For the next two weeks I’m in Greece. I have pre-written a bunch of these, which I will touch up before they launch. These are the wonder of technology. I plan to bury you in instagram photos of Greek Hoplites, ancient ruins, battlefields, and scenes from Fell Sword and Dread Wyrm… and I thought that the blogs would provide some context for what I’m seeing every day, a sort of ‘virtual Pen and Sword Tour.’
Day one, and again, Day 8 and 9. Athens.
Athens is one of my favorite places in the world. It is difficult to fully describe why I love Athens, as I agree with its detractors that it can be endlessly frustrating, dirty, ungenerous…
Who cares? I go to Athens much as Medieval pilgrims visited Jerusalem. As an aside, I am reading a book right now, called ‘Pilgrims to Jerusalem in the Middle Ages’ by Nicole Chareyron.
I think what makes Chareyron’s book so moving is the ‘reenacting’ nature of the Medieval pilgrim experience. It is quite clear that while they were in Jerusalem, they felt a literal, visceral connection to the life of Jesus Christ, and were, in some strange way, taking part in it.

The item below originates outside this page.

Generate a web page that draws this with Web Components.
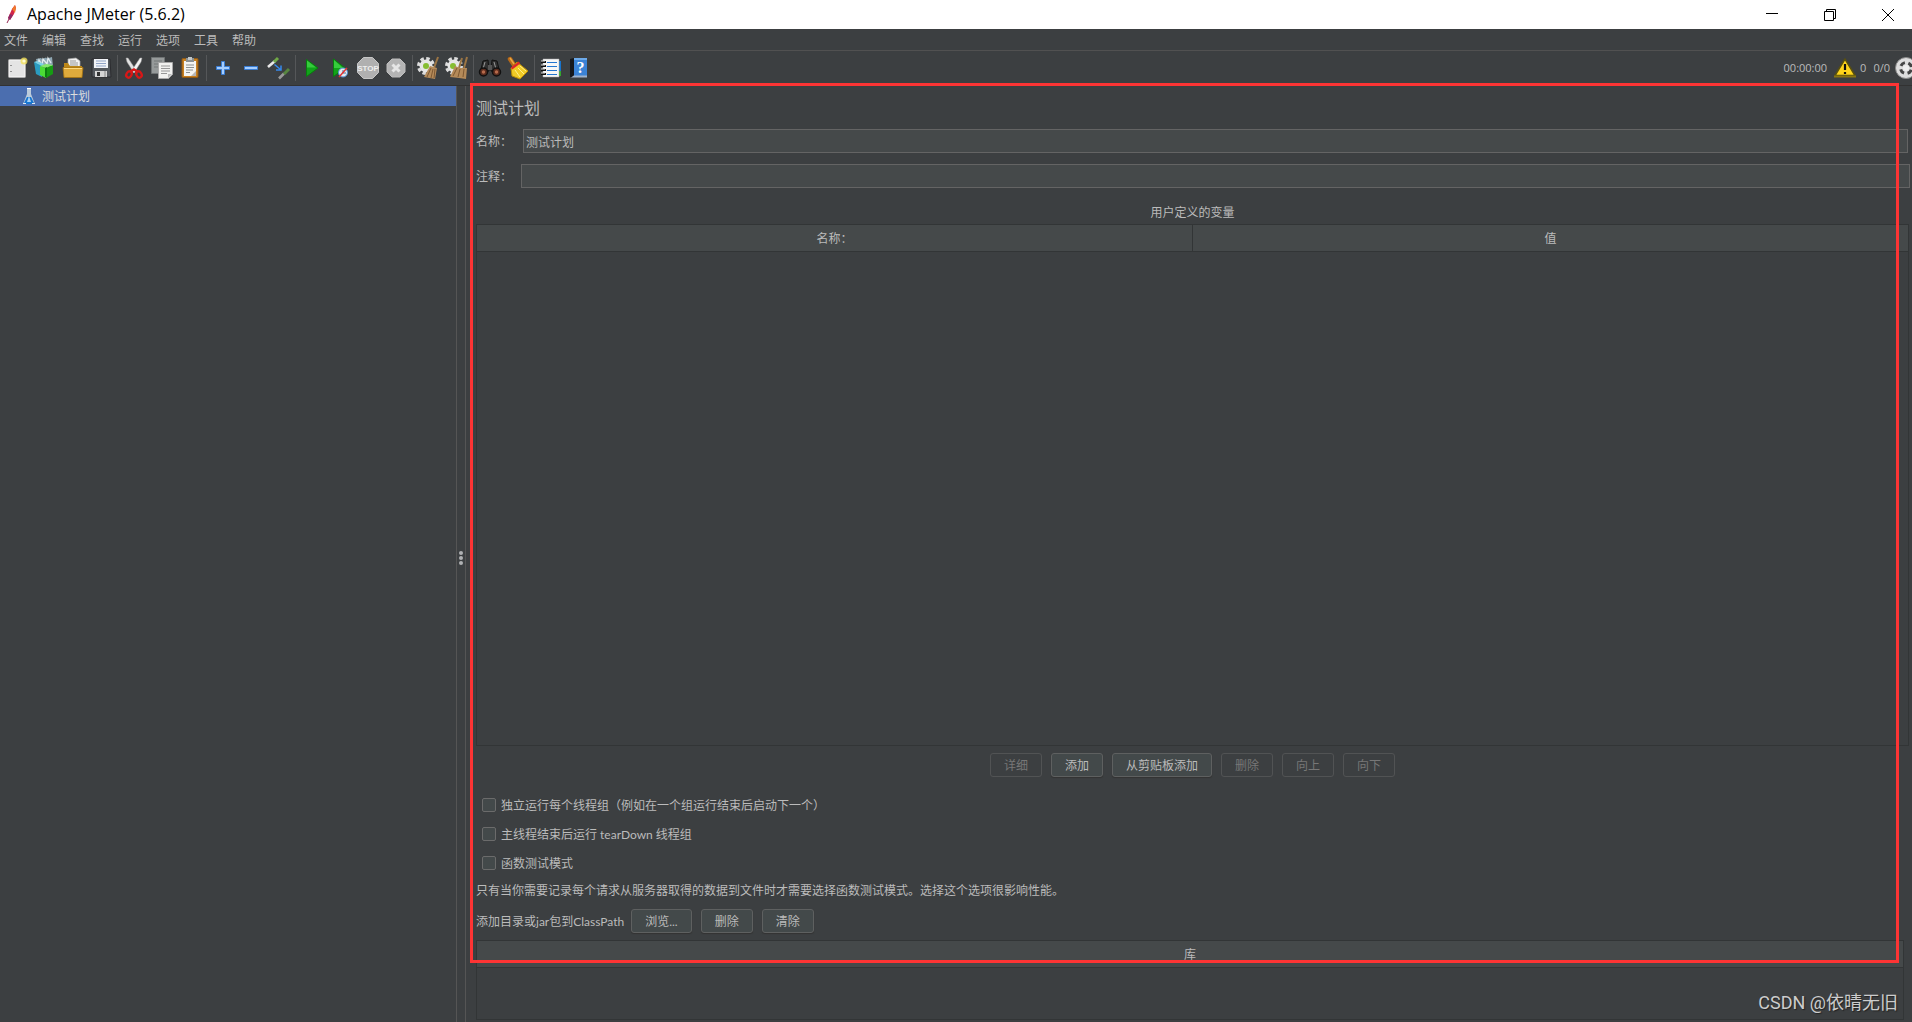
<!DOCTYPE html>
<html lang="zh-CN">
<head>
<meta charset="utf-8">
<title>Apache JMeter (5.6.2)</title>
<style>
html,body{margin:0;height:100%}
body{background:#3c3f41;color:#bbb;font:12px/16px Lato,"Noto Sans CJK SC",sans-serif;overflow:hidden}
</style>
</head>
<body>
<jm-app></jm-app>
<script>
const define=(name,html,init)=>customElements.define(name,class extends HTMLElement{
  constructor(){
    super();
    const t=document.createElement('template');
    t.innerHTML='<style>*{box-sizing:border-box}</style>'+html;
    this.attachShadow({mode:'open'}).append(t.content.cloneNode(true));
  }
  connectedCallback(){ if(init) init.call(this,this.shadowRoot); }
});

/* Toolbar drawings, each on a 24 by 24 grid */
const ICONS={
new:`<rect x="3.500" y="3.500" width="17" height="18" rx="1" fill="#eee" stroke="#aaa"/><rect x="5" y="5" width="14" height="15" fill="#e4e4e4"/><path d="M6 9v1M6 15v1" stroke="#777" stroke-width="1.500"/><circle cx="19" cy="5" r="3.500" fill="#f3e15b" opacity=".8"/><circle cx="19" cy="5" r="1.600" fill="#fffbd0"/>`,
templates:`<path d="M3 3l5-1 1 1 4-1.500 1 1L19 1l1 9H5z" fill="#8fa7b3"/><path d="M5 8l1-4 3 5 1-6 4 5 1-6 3 5" stroke="#e3ebee" stroke-width="1.300" fill="none"/><path d="M1 6l8 3v12l-6-3z" fill="#2a9cc0"/><path d="M1 6l3-1 7 3-2 2z" fill="#7cd0e3"/><path d="M7 10l6 2v10l-6-3z" fill="#4bdc35"/><path d="M13 12l7-3v9l-7 4z" fill="#169c13"/><path d="M7 10l6-2 7 1-7 3z" fill="#86e86b"/><path d="M12 12l2-1v11l-2-1z" fill="#0d7d10"/>`,
open:`<path d="M7 10V3l8-1 4 3v8z" fill="#f2f2f2" stroke="#aaa" stroke-width=".7"/><path d="M9 5h6M9 7h8M9 9h8" stroke="#999"/><path d="M3 7h4l2 3h12v11H3z" fill="#bc8718"/><path d="M2 11.500h20l-1 10H3z" fill="#dfab3c" stroke="#a87511" stroke-width=".8"/><path d="M3 12.500h18" stroke="#ffda7d"/>`,
save:`<path d="M3 3h18l1 18H3z" fill="#54585d" stroke="#2c2d30"/><path d="M5 3h14v9H5z" fill="#f2f4f8"/><path d="M7 5h10M7 7.500h10M7 10h10" stroke="#91a4c6"/><path d="M6 15h12v6H6z" fill="#d5d5d5"/><path d="M8 16h3v4H8z" fill="#333"/><path d="M16 15v6" stroke="#888"/>`,
cut:`<path d="M4 2l2 0 8 12-2 3L5 6z" fill="#e2e2e2" stroke="#999" stroke-width=".5"/><path d="M20 2l-2 0-8 12 2 3 7-11z" fill="#f4f4f4" stroke="#999" stroke-width=".5"/><g fill="none" stroke="#d81717" stroke-width="2.400"><ellipse cx="7" cy="18.500" rx="2.500" ry="3.200" transform="rotate(30 7 18.500)"/><ellipse cx="17" cy="18.500" rx="2.500" ry="3.200" transform="rotate(-30 17 18.500)"/><path d="M8.500 15.500l3.500-2 3.500 2"/></g>`,
copy:`<path d="M1.500 1.500h13v16h-13z" fill="#969a9a" stroke="#707475"/><path d="M4 5h8M4 8h7M4 11h5" stroke="#747879"/><path d="M8.500 6.500h14v12l-4 4h-10z" fill="#f1f1ef" stroke="#a8a8a8"/><path d="M11 10h9M11 12.500h9M11 15h9M11 17.500h6" stroke="#979797"/><path d="M22 18h-4v4z" fill="#bbb"/>`,
paste:`<rect x="4" y="2.500" width="16" height="19" rx="1" fill="#c88020" stroke="#8e5916"/><path d="M6 5h12v15H6z" fill="#f4f4f1"/><path d="M8 2h8v4H8z" fill="#8c9294"/><path d="M10 1h4v3h-4z" fill="#c2c6c7"/><path d="M8 9h8M8 11.500h8M8 14h7M8 16.500h4" stroke="#8c9191"/><path d="M13 20l5-5v5z" fill="#b6b6b6"/>`,
plus:`<path d="M10.500 5.500h3v5h5v3h-5v5h-3v-5h-5v-3h5z" fill="#a5ceff" stroke="#397dd4"/>`,
minus:`<path d="M5.500 10.500h13v3h-13z" fill="#a5ceff" stroke="#397dd4"/>`,
toggle:`<path d="M1 11L8 5" stroke="#e9e9e9" stroke-width="2.600"/><path d="M7 6l4-4" stroke="#70a846" stroke-width="3"/><path d="M12 22.500l5-5" stroke="#999" stroke-width="2.600"/><path d="M17 18l5-5" stroke="#578640" stroke-width="3"/><path d="M7.500 8.500l6 5M14 9.500v4.500H9" stroke="#3689ec" stroke-width="1.500" fill="none"/>`,
play:`<path d="M6.500 3.500L18 12 6.500 20.500z" fill="#12a31a" stroke="#07800c"/><path d="M7 4.500l9 7H7z" fill="#36cc3d"/>`,
playnp:`<path d="M5.500 3L17 12 5.500 20.500z" fill="#12a31a" stroke="#07800c"/><path d="M6 4l9 8H6z" fill="#36cc3d"/><circle cx="15" cy="16.500" r="4.500" fill="#e3eaf0" stroke="#4e8ed2"/><path d="M15 14v3h3" stroke="#4b7599" fill="none"/><path d="M11 21l8-9" stroke="#e13232" stroke-width="1.500"/>`,
stop:`<path d="M7.500 1.500h9l6 6v9l-6 6h-9l-6-6v-9z" fill="#b0b0b0" stroke="#c6c6c6"/><text x="12" y="15" text-anchor="middle" font-family="Liberation Sans, sans-serif" font-weight="700" font-size="8" fill="#eee">STOP</text>`,
shutdown:`<path d="M8 3h8l5 5v8l-5 5H8l-5-5V8z" fill="#b4b4b4" stroke="#bdbdbd"/><path d="M8.500 8.500l7 7M15.500 8.500l-7 7" stroke="#e6e6e6" stroke-width="3"/>`,
clear:`<circle cx="9" cy="10" r="7.500" fill="none" stroke="#dcdcdc" stroke-width="3" stroke-dasharray="3.500 2.390"/><circle cx="9" cy="10" r="6.500" fill="#e6e6e6"/><circle cx="9" cy="10" r="3" fill="#86bd32"/><path d="M21 1l-4 11" stroke="#9b7544" stroke-width="2"/><path d="M13 10l7 2-2 11-11-2z" fill="#b48a59"/><path d="M10 21l4-9M14 22l2-9M17 22l1-9" stroke="#7e5832"/>`,
clearall:`<circle cx="9" cy="10" r="7.500" fill="none" stroke="#dcdcdc" stroke-width="3" stroke-dasharray="3.500 2.390"/><circle cx="9" cy="10" r="6.500" fill="#e6e6e6"/><circle cx="8" cy="10" r="3" fill="#86bd32"/><path d="M17 2l-3 10M22 1l-3 11" stroke="#9b7544" stroke-width="2"/><path d="M10 10l5 2 7 0-1 11-7-1-9-1z" fill="#b48a59"/><path d="M8 20l4-8M13 21l2-8M18 21l1-8" stroke="#7e5832"/>`,
find:`<path d="M5 5l5-1 1 11-9 2zM19 5l-5-1-1 11 9 2z" fill="#303030" stroke="#111"/><path d="M7 6l-2 7M16 6l2 7" stroke="#999"/><path d="M10 9h4v5h-4z" fill="#555"/><circle cx="5.500" cy="16" r="4" fill="#5b2c1e" stroke="#111" stroke-width="1.500"/><circle cx="18.500" cy="16" r="4" fill="#5b2c1e" stroke="#111" stroke-width="1.500"/><circle cx="5.500" cy="16" r="1.700" fill="#b86b4c"/><circle cx="18.500" cy="16" r="1.700" fill="#b86b4c"/>`,
broom:`<path d="M4 3l4 6" stroke="#b76918" stroke-width="4.500" stroke-linecap="round"/><path d="M4 2l4 6" stroke="#eaa844" stroke-width="1.500"/><path d="M5 12l6-6 11 9-8 8-8-3z" fill="#f0ca25" stroke="#b78c09"/><path d="M5.500 12.500l8-6" stroke="#db2828" stroke-width="2.500"/><path d="M9 14l5 7M12 12l6 6M14 10l6 5" stroke="#ffef8b"/>`,
func:`<path d="M18 5h4v15h-4z" fill="#1874cc"/><path d="M19 15h3v5h-3z" fill="#34a62e"/><path d="M4 3h16v18H4z" fill="#f6f6f6" stroke="#aaa" stroke-width=".5"/><path d="M8 6.500h10M8 10.500h10M8 14.500h10M8 18.500h10" stroke="#2375cf" stroke-width="1.200"/><path d="M2 6h5M2 10h5M2 14h5M2 18h5" stroke="#111" stroke-width="2"/><path d="M2 5h4M2 9h4M2 13h4M2 17h4" stroke="#ddd"/>`,
help:`<path d="M3 3l4-1v17l-2 2H3z" fill="#15181c"/><path d="M7 2h13v18H7z" fill="#3b83d6"/><path d="M7 2h13v2H7z" fill="#6daae9"/><path d="M4 21.500l3-2h13v2z" fill="#9fb3cc"/><text x="13.500" y="17" text-anchor="middle" font-family="Liberation Serif, serif" font-weight="700" font-size="16" fill="#fff">?</text>`
};

define('jm-icon',`<style>:host{display:block;width:24px;height:24px}svg{display:block}</style><svg width="24" height="24" viewBox="0 0 24 24" aria-hidden="true"></svg>`,
function(r){r.querySelector('svg').innerHTML=ICONS[this.getAttribute('name')]});

define('jm-titlebar',`<style>
:host{display:flex;height:29px;flex:none;align-items:center;gap:10px;background:#fff;color:#000}
.logo{margin:0 0 2px 5px}
h1{flex:1;margin:0;padding-bottom:2px;font:16px/20px "Open Sans",sans-serif}
button{width:48px;height:28px;padding:0;border:0;background:none;display:grid;place-items:center}
</style>
<svg class="logo" width="12" height="20" viewBox="0 0 12 20"><path d="M2 19L8 7" stroke="#92264f"/><path d="M3 14L7 5l3-4 1 3-2 6-4 6z" fill="#d22549"/><path d="M7 5l3-4 1 3-1 5z" fill="#f0792c"/><path d="M3 14l2-4 3 1-3 5z" fill="#8b2a68"/></svg>
<h1>Apache JMeter (5.6.2)</h1>
<button aria-label="最小化"><svg width="12" height="12"><path d="M0 4.500h12" stroke="#000"/></svg></button>
<button aria-label="还原"><svg width="12" height="12" fill="none" stroke="#000"><path d="M.5 2.500h9v9h-9zM2.500 2.500v-2h9v9h-2"/></svg></button>
<button aria-label="关闭"><svg width="12" height="12"><path d="M0 0l12 12M12 0L0 12" stroke="#000"/></svg></button>`);

define('jm-menubar',`<style>
:host{display:flex;height:22px;flex:none;border-bottom:1px solid #515151;padding:2px 0 0 4px;gap:14px;align-items:center}
button{border:0;padding:0;background:none;color:inherit;font:inherit}
</style><button>文件</button><button>编辑</button><button>查找</button><button>运行</button><button>选项</button><button>工具</button><button>帮助</button>`);

define('jm-toolbar',`<style>
:host{display:flex;height:35px;flex:none;border-bottom:1px solid #323232;padding-left:3px;align-items:center;overflow:hidden}
button{width:28px;height:28px;flex:none;padding:0;border:0;background:none;display:grid;place-items:center}
hr{width:1px;height:26px;margin:0 2px;border:0;background:#555759;flex:none}
#tools{display:flex;align-items:center}
.status{margin-left:auto;display:flex;align-items:center;font:11px/16px "Open Sans",sans-serif}
.status svg{display:block}
.time{margin-right:7px}.err{margin:0 7px 0 4px}.thr{margin-right:5px}
</style><div id="tools"></div>
<div class="status"><span class="time">00:00:00</span>
<svg width="22" height="20" viewBox="0 0 22 20"><path d="M11 1L21 17.500H1z" fill="#ffd51b" stroke="#59500f" stroke-width="1.500" stroke-linejoin="round"/><path d="M0 18.500h22" stroke="#8a7711" stroke-width="2"/><path d="M11 6v6M11 14v2" stroke="#111" stroke-width="2.200"/></svg>
<span class="err">0</span><span class="thr">0/0</span>
<svg width="17" height="22" viewBox="0 0 17 22"><circle cx="11" cy="11" r="10.500" fill="#ddd" stroke="#888"/><circle cx="11" cy="11" r="5.500" fill="none" stroke="#444" stroke-width="3" stroke-dasharray="5 3.640" stroke-dashoffset="-1.800"/><circle cx="11" cy="11" r="3" fill="#eee"/></svg></div>`,
function(r){
  r.getElementById('tools').innerHTML='new templates open save | cut copy paste | plus minus toggle | play playnp stop shutdown | clear clearall | find broom | func help'
    .split(' ').map(n=>n==='|'?'<hr>':`<button aria-label="${n}"><jm-icon name="${n}"></jm-icon></button>`).join('');
});

define('jm-tree',`<style>
:host{display:block;width:457px;flex:none;border-right:1px solid #555}
a{display:flex;align-items:center;height:20px;padding-left:22px;gap:6px;background:#4b6eaf;color:#ddd;text-decoration:none}
span{padding-top:2px}
</style><a href="#plan"><svg width="14" height="18" viewBox="0 0 14 18"><path d="M5 1h4v6l4 10H1L5 7z" fill="#bccbda"/><path d="M5 10h4l3.500 7h-11z" fill="#1977d0"/><path d="M7 9l-2 6h4z" fill="#a9d2f6"/><path d="M5 1.500h4" stroke="#fff"/><path d="M1 16.500h3M10 16.500h3" stroke="#dde8f2"/></svg><span>测试计划</span></a>`);

define('jm-splitter',`<style>
:host{display:flex;flex-direction:column;justify-content:center;align-items:center;gap:1px;width:9px;padding-top:8px;flex:none;border-right:1px solid #555}
i{width:4px;height:4px;border-radius:2px;background:#afb1b3}
</style><i></i><i></i><i></i>`);

define('jm-button',`<style>
:host{display:block}
button{display:block;height:24px;padding:2px 13px 0;border:1px solid #5e6060;border-radius:3px;background:#43494a;color:#bbb;font:inherit;line-height:20px;box-shadow:0 1px 1px #333;white-space:nowrap}
button:disabled{background:none;color:#777;border-color:#515354;box-shadow:none}
</style><button><slot></slot></button>`,
function(r){r.querySelector('button').disabled=this.hasAttribute('disabled')});

define('jm-field',`<style>
:host{display:flex;height:24px;align-items:center}
label{width:var(--label,47px);flex:none;padding-top:2px}
input{flex:1;min-width:0;height:24px;padding:1px 2px 0;border:1px solid #646464;background:#45494a;color:#bbb;font:inherit;outline:0}
</style><label for="f"></label><input id="f" type="text">`,
function(r){r.querySelector('label').textContent=this.getAttribute('label');r.querySelector('input').value=this.getAttribute('value')||''});

define('jm-check',`<style>
:host{display:block}
label{display:flex;align-items:center;gap:5px;height:16px}
input{appearance:none;width:14px;height:14px;margin:0;border:1px solid #6b6b6b;border-radius:2px;background:#43494a}
span{padding-top:2px}
</style><label><input type="checkbox"><span><slot></slot></span></label>`);

define('jm-table',`<style>
:host{display:block;border:1px solid #323536}
table{width:100%;border-collapse:collapse;table-layout:fixed}
th{height:26px;padding:2px 0 0;font-weight:400;background:#45494a;border-bottom:1px solid #323536}
th+th{border-left:1px solid #323536}
</style><table><thead><tr></tr></thead><tbody></tbody></table>`,
function(r){r.querySelector('tr').innerHTML=this.getAttribute('columns').split(',').map(c=>`<th scope="col">${c}</th>`).join('')});

define('jm-plan',`<style>
:host{display:flex;flex-direction:column;flex:1;min-width:0;padding:12px 2px 2px 10px;position:relative}
h2{margin:0 0 11px;font-size:16px;line-height:20px;font-weight:400}
jm-field{margin-bottom:11px}
.name{margin-right:2px}.note{--label:45px}
.cap{margin:6px 1px 3px 0;text-align:center}
.vars{flex:1;margin-right:1px}
.row{display:flex;align-items:center}
.acts{justify-content:center;gap:9px;margin:7px 1px 20px 0}
.checks{display:flex;flex-direction:column;gap:13px;padding-left:6px}
p{margin:12px 0 10px}
.path{gap:9px}
.path span{margin-right:-2px;padding-top:2px}
.lib{height:80px;margin:7px 6px 0 0}
.frame{position:absolute;left:4px;right:13px;top:-3px;bottom:59px;border:3px solid #fd3434;pointer-events:none}
.mark{position:absolute;right:14px;bottom:6px;font:18px/26px Roboto,"Noto Sans CJK SC",sans-serif;color:#ccc;text-shadow:1px 1px 1px #222}
</style>
<h2>测试计划</h2>
<jm-field class="name" label="名称：" value="测试计划"></jm-field>
<jm-field class="note" label="注释："></jm-field>
<div class="cap">用户定义的变量</div>
<jm-table class="vars" columns="名称：,值"></jm-table>
<div class="row acts"><jm-button disabled>详细</jm-button><jm-button>添加</jm-button><jm-button>从剪贴板添加</jm-button><jm-button disabled>删除</jm-button><jm-button disabled>向上</jm-button><jm-button disabled>向下</jm-button></div>
<div class="checks"><jm-check>独立运行每个线程组（例如在一个组运行结束后启动下一个）</jm-check><jm-check>主线程结束后运行 tearDown 线程组</jm-check><jm-check>函数测试模式</jm-check></div>
<p>只有当你需要记录每个请求从服务器取得的数据到文件时才需要选择函数测试模式。选择这个选项很影响性能。</p>
<div class="row path"><span>添加目录或jar包到ClassPath</span><jm-button>浏览...</jm-button><jm-button>删除</jm-button><jm-button>清除</jm-button></div>
<jm-table class="lib" columns="库"></jm-table>
<div class="frame"></div><div class="mark">CSDN @依晴无旧</div>`);

define('jm-app',`<style>
:host{display:flex;flex-direction:column;height:100vh}
main{display:flex;flex:1;min-height:0}
</style><jm-titlebar></jm-titlebar><jm-menubar></jm-menubar><jm-toolbar></jm-toolbar><main><jm-tree></jm-tree><jm-splitter></jm-splitter><jm-plan></jm-plan></main>`);
</script>
</body>
</html>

To be honest, it’s not that strange to me. I dress up in the clothes of the past and visit places; Fort Ticonderoga leaps to mind (Ticondonaga in the Traitorson books), or the Castle of Montorio outside Verona in Italy, and I am… connected. I also find it fascinating that there were staged ‘reenactments’ on the guided tours of Jerusalem; a woman with a baby sat by a creche in Bethlehem. Pilgrims commented about how it was obvious that this wasn’t really Jesus; some pilgrims even noted that it was impossible that a certain paving stone on the tour is where Jesus tripped and fell with the cross, and the level of the Ancient city was so obviously many feet below the streets they were walking on…
…And yet, there it was. They were ‘in Jerusalem’.
And so it is for me, in Athens. When I sit, tonight, in the roof bar of the Attalos Hotel and look at eye level at the Parthenon, I will tear up. While I know in my head that this magnificent temple is not a symbol of liberty, but rather, the extortionate tyranny of the Athenian Empire… it IS my favorite symbol of the birth of democracy. It has so many layers of meaning I’d be hard put to list them all in an essay. It is also a fantastically beautiful piece of architecture; the western world has spent several millennia emulating it. There’s a full scale version in Nashville, TN.
It’s not just the Parthenon.
From the Roman Agora to the Ancient Agora; from the temple of Hephaestos; the New Acropolis Museum, the National Archaeological Museum, the Benaki Museum, from the Plaka to the Pnyx to the Areopagus, (known in our family forever as the ‘Aerial Hagus’); Olympic stadiums old and new, slums, high rises, the beautiful metro system, the characterful cab drives, the incredibly random opening and closing times, the excellent food, the mediocre wine, the legions of shops that sell remarkable items like icons and Orthodox chruch vestments and hanging lams and censors, the Byzantine churches, the superb landscape around the city…. the meat market, the hardware stores, the excellent coffee, the terrifying driving…
Athens is a marvel, and to me, it is alive beneath my feet. I think that when I stand at the new Acropolis Museum, outside, on the plexiglass, with the open, live digs of the Medieval and ancient town beneath me, I am nearly in historical heaven. Saint Paul preached here; Pericles gave his orations, Socrates walked, talked, and annoyed; Nerio Acciaioli made himself Duke of Athens (William Gold’s arrogant friend). Arimnestos — the real one — probably received the plaudits of the Athenians here. Aristides and Themistokles struggled for the future of Athens, Phrynicus and Aeschylus and Aristophanes all performed their works here.
Like those pilgrims in Jerusalem, I can see it and feel it and smell it as I go about. I don’t even have to wear my magnificent new thorax (a bronze breastplate) or drink from my mastos cup.
But… I probably will….
Lily9999 says
Thank you so much for your description of Athens! I was there 5 years ago and must go back. Your post brought it all alive for me again. One visit is never enough for that city. I hope it never stops enchanting you.